Изменить размер шрифта - +
Никогда, даже в расцвете своего мастерства, я не мог бы сыскать слова, которые несли бы столь драгоценное бремя, шествуя с подобающим величием сквозь багряное пиршество моей невыразимой скорби. Она вместе с моим отцом завещала мне благородное имя, прославленное не только в Литературе, Искусстве, Археологии и Науке, но и в истории народа моей страны, в ее национальном развитии. Я навеки обесчестил это имя. Я превратил его в пошлое присловье подлого люда. Я вымарал его в грязи. Я бросил его свиньям, чтобы они наполнили его свинством, и дуракам, чтобы они превратили его в синоним глупости. Что я тогда выстрадал и как я страдаю теперь — перо не в силах выразить, а бумага не в силах выдержать. Моя жена в то время была еще добра и нежна со мной, и, чтобы мне не пришлось выслушать эту весть из равнодушных или враждебных уст, она сама, больная, проделала весь путь из Генуи в Англию и сама принесла мне известие об этой невозместимой, невозвратной потере. Ко мне дошли выражения соболезнования ото всех, кто еще любил меня. Даже люди, незнакомые со мной лично, услышав, какое новое горе обрушилось на мою разбитую жизнь, просили передать мне свое сочувствие. Ты один остался холоден, ты ничего мне не передал, ничего не написал. О таком поступке лучше всего сказать так, как сказал Вергилий Данте о тех, чьи жизни были лишены благородных порывов и высоких стремлений: «Non ragionam di lor, ma guarda, e passa». Проходит еще три месяца. Висящий снаружи на двери моей камеры табель, где ежедневно отмечается мое поведение и проделанная работа, где проставлено мое имя и срок наказания, говорит мне, что наступил май.

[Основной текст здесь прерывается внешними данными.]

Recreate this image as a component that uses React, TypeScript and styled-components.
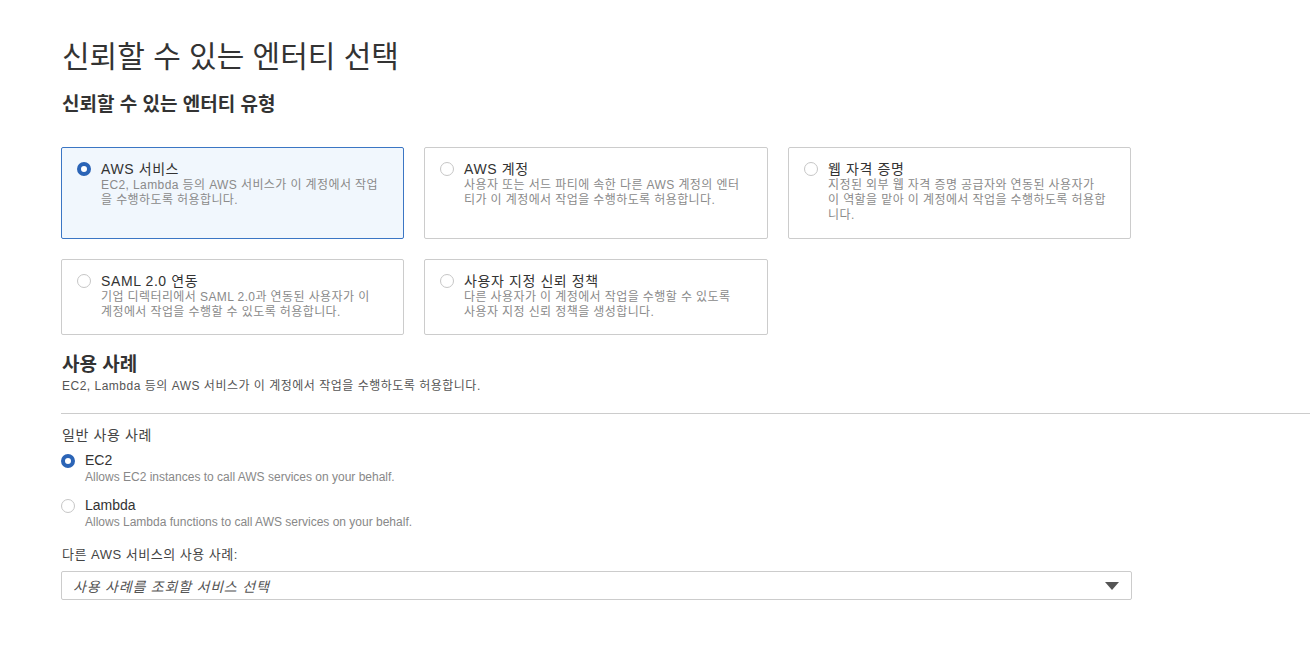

Мои друзья снова посещают меня. Я, как всегда, расспрашиваю о тебе. Мне говорят, что ты сейчас на своей вилле в Неаполе и собираешься выпустить томик стихов. К концу разговора случайно выясняется, что ты посвящаешь его мне. Узнав об этом, я почувствовал, что жизнь мне опостылела. Я ничего не сказал, я молча вернулся в свою камеру, с гневом и презреньем в сердце. Как ты вообразил, что можно посвящать мне книгу стихов, не испросив на то моего разрешения? Вообразил, говорю я? Как ты посмел это сделать? Ты скажешь в ответ, что в дни моего величия и славы я согласился принять посвящение твоих ранних стихов? Конечно, согласился — я принял бы этот знак уважения от любого юноши, вступающего на трудное и прекрасное литературное поприще. Всякие почести отрадны для художника — и вдвойне отрадны, когда их касаются руки старцев. Только юности принадлежит право венчать художника. В этом истинная привилегия юности — если бы только юность об этом знала. Но дни униженья и бесчестья — не то, что дни величия и славы. Тебе еще предстоит узнать, что Благополучие, Наслаждение и Успех бывают грубого помола и суровой пряжи, но Страдание — самое чуткое из всего, что есть на свете. Что бы ни тронулось в целом мире мысли или движения — на все Страдание откликается созвучной и тягостной, хотя и тончайшей, вибрацией. По сравнению с этой дрожью трепетный листок расплющенного золота, фиксирующий направление сил, невидимых глазу, колеблется слишком грубо. Это рана, которая кровоточит от прикосновения любой руки, кроме руки Любви, но и касанье Любви тоже заставляет ее обливаться кровью, только не от боли.

Ты смог написать начальнику Уондсвортской тюрьмы, испрашивая моего разрешения опубликовать мои письма в «Меркюр де Франс», которая соответствует нашему английскому «Фортнайтли ревю». Почему бы тебе не написать начальнику Редингской тюрьмы и не попросить моего разрешения посвятить мне твои стихи, как бы фантастически ты ни вздумал их назвать? Не потому ли, что в первом случае речь шла о журнале, где я запретил печатать свои письма, авторское право на которые, как ты прекрасно знаешь, закреплено всецело за мной, а во втором — ты радовался, что успеешь сделать все по-своему, втайне от меня, и это дошло бы до меня слишком поздно, когда я уже не смог бы помешать тебе. То, что я обесчещен, разорен и заточен в тюрьму, — все это должно было заставить тебя просить у меня разрешения поставить мое имя на первой странице твоей книги, как просят милости, чести и привилегии.